まずはコスト効率を悪化させている要因を分析します。いちばん多いのが、想定以上に時間がかかっているケース。その原因を探っていくと、往々にしてテストの実行段階で問題が起きていました。
たとえば、若手メンバーが初見のツールや予定外のプログラムを使わなければいけない状況に陥って、四苦八苦している。そんなときはベテランメンバーがサポートに入って、課題を一つひとつ潰していきます。すると、少しずつ所要時間が短縮されて、コスト効率が改善する。しばらくすると、CPIのシグナルも青色に戻ります。
――指標悪化の要因を掘り下げて、現場レベルの課題に手を打っていると。適切な対処法はいつ頃に確立しましたか?
最初からなんです。もともと品質や進捗に関する課題には対処していたので、それがコスト管理の分野まで広がったイメージです。メンバーのサポートや入れ替え、マニュアルの整備など、対処法自体は大差ありません。変わったのは、手を打つタイミングと判断の精度です。
ただし、シグナルが黄色や赤色に変わっても、大きな問題が起きていないケースもあります。メンバーが誤った数値を入力していたり、お客様の都合で進捗が遅れていたりする場合があるからです。良くも悪くも機械的に判定されるからこそ、小さな変化まで検知できるようになりました。
【導入の効果】目標粗利率を達成するプロジェクトが増加
――「Lychee Redmine」の導入から約1年が経ちました。EVMを通じて、どのような効果を得られましたか?
最大の効果は、収益の改善です。当初の予定を上回るペースでコストを費やしているプロジェクトを即時に発見して、収益を悪化させている原因を分析できるようになりました。そこから現場の課題に対処した結果、目標粗利率を達成するプロジェクトが増加。副次的効果として、品質の改善にもつながりました。
以前は問題の兆候を把握する仕組みがなく、属人的な確認作業に頼っていました。たとえば、マネージャーが「どう?大丈夫?」とメンバーに声をかけて、現場の状況を確かめる。でも少し手間取っている程度なら「大丈夫です」と答えるメンバーもいたでしょう。いまはEVMの指標を参照して、課題を浮き彫りにしています。
――「大丈夫」といった曖昧な表現を避けて、定量的な数字を共通言語にしているわけですね。
おかげで、現場とのコミュニケーションが円滑になりました。さらに、マネージャーやリーダーにコスト管理の意識が醸成されましたね。以前はスケジュールと品質しか視野に入らず、プロジェクトの粗利率を気にしていなかったんです。その意識が変わったのは非常に大きい。グラフ・シグナル・数字などを通じて、気づきを与えることができました。
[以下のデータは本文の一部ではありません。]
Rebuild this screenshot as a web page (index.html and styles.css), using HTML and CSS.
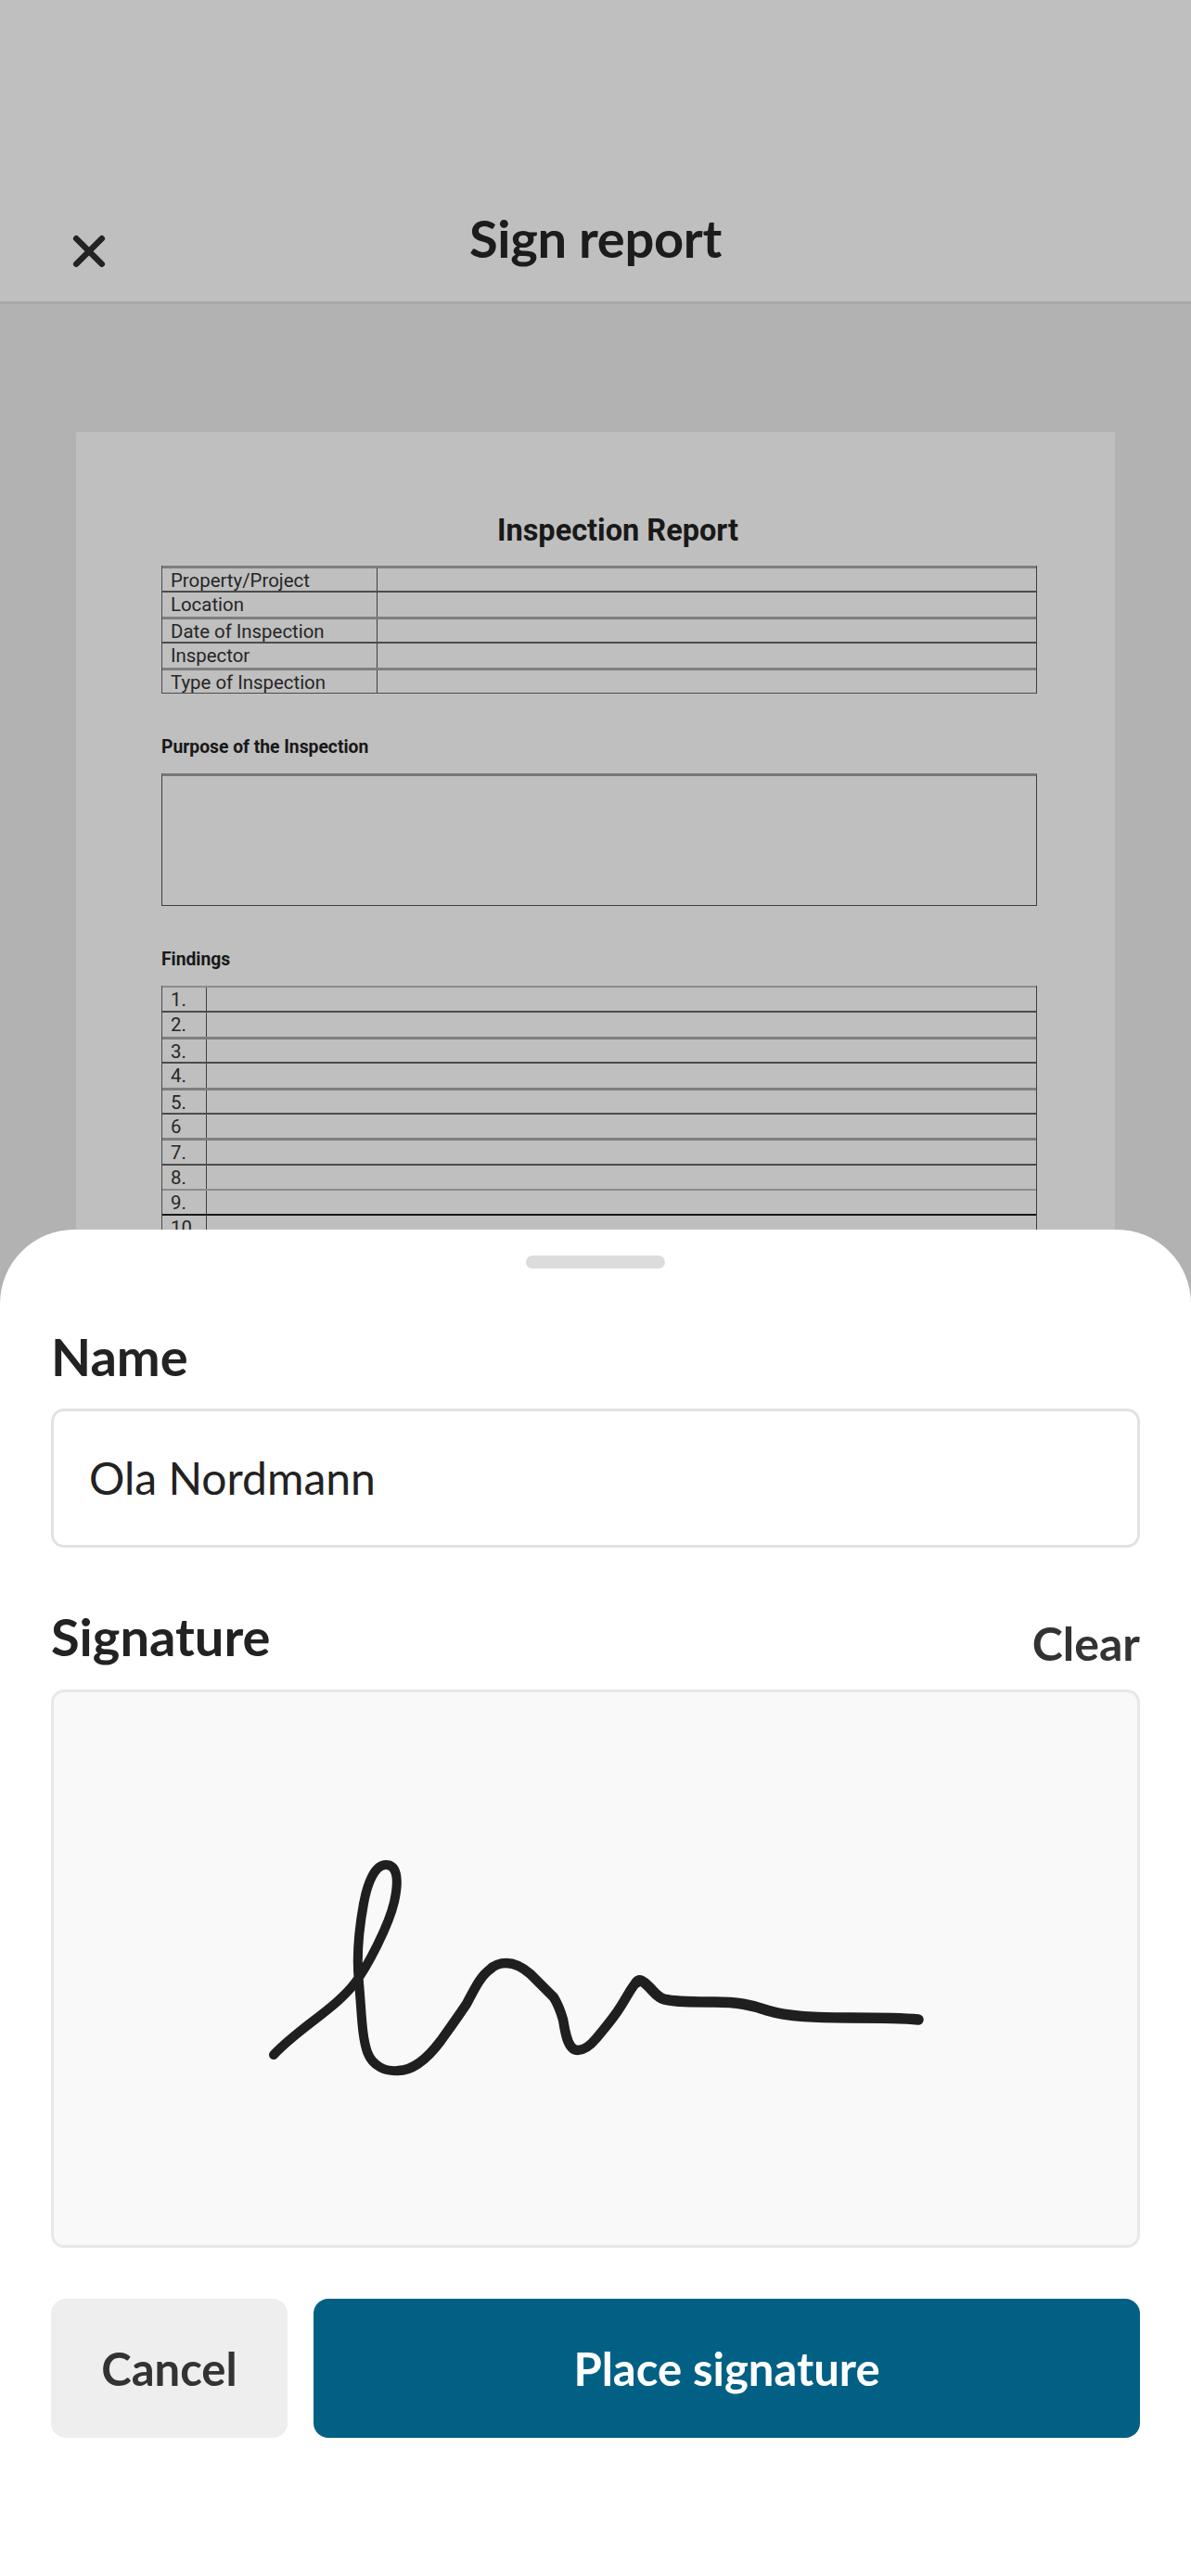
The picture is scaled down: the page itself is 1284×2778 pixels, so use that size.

【今後の展望】組織のカタチが変わっても、運用を安定させたい
――プロジェクトマネジメントについて、今後の展望を聞かせてください。
ようやくEVMによるプロジェクト管理の方法論が確立し、100名以上のメンバーが「Lychee Redmine」を活用できるようになりました。いまは今期から統合した部署に対して、その使い方を浸透させている途上です。
今後の課題は、各部署に同じ運用プロセスを根づかせること。仮に組織変更によって人員が大幅に増減したり、入れ替わったりしても、安定した運用を続けていきたいですね。
――プロジェクトの健全性を確認し、早期対策する大切さを教えていただきました。マニュアルの整備や週次会議での指標分析を通じて、チーム全体の意識と行動が実りある成果をもたらしたのですね。貴重なお話をありがとうございました。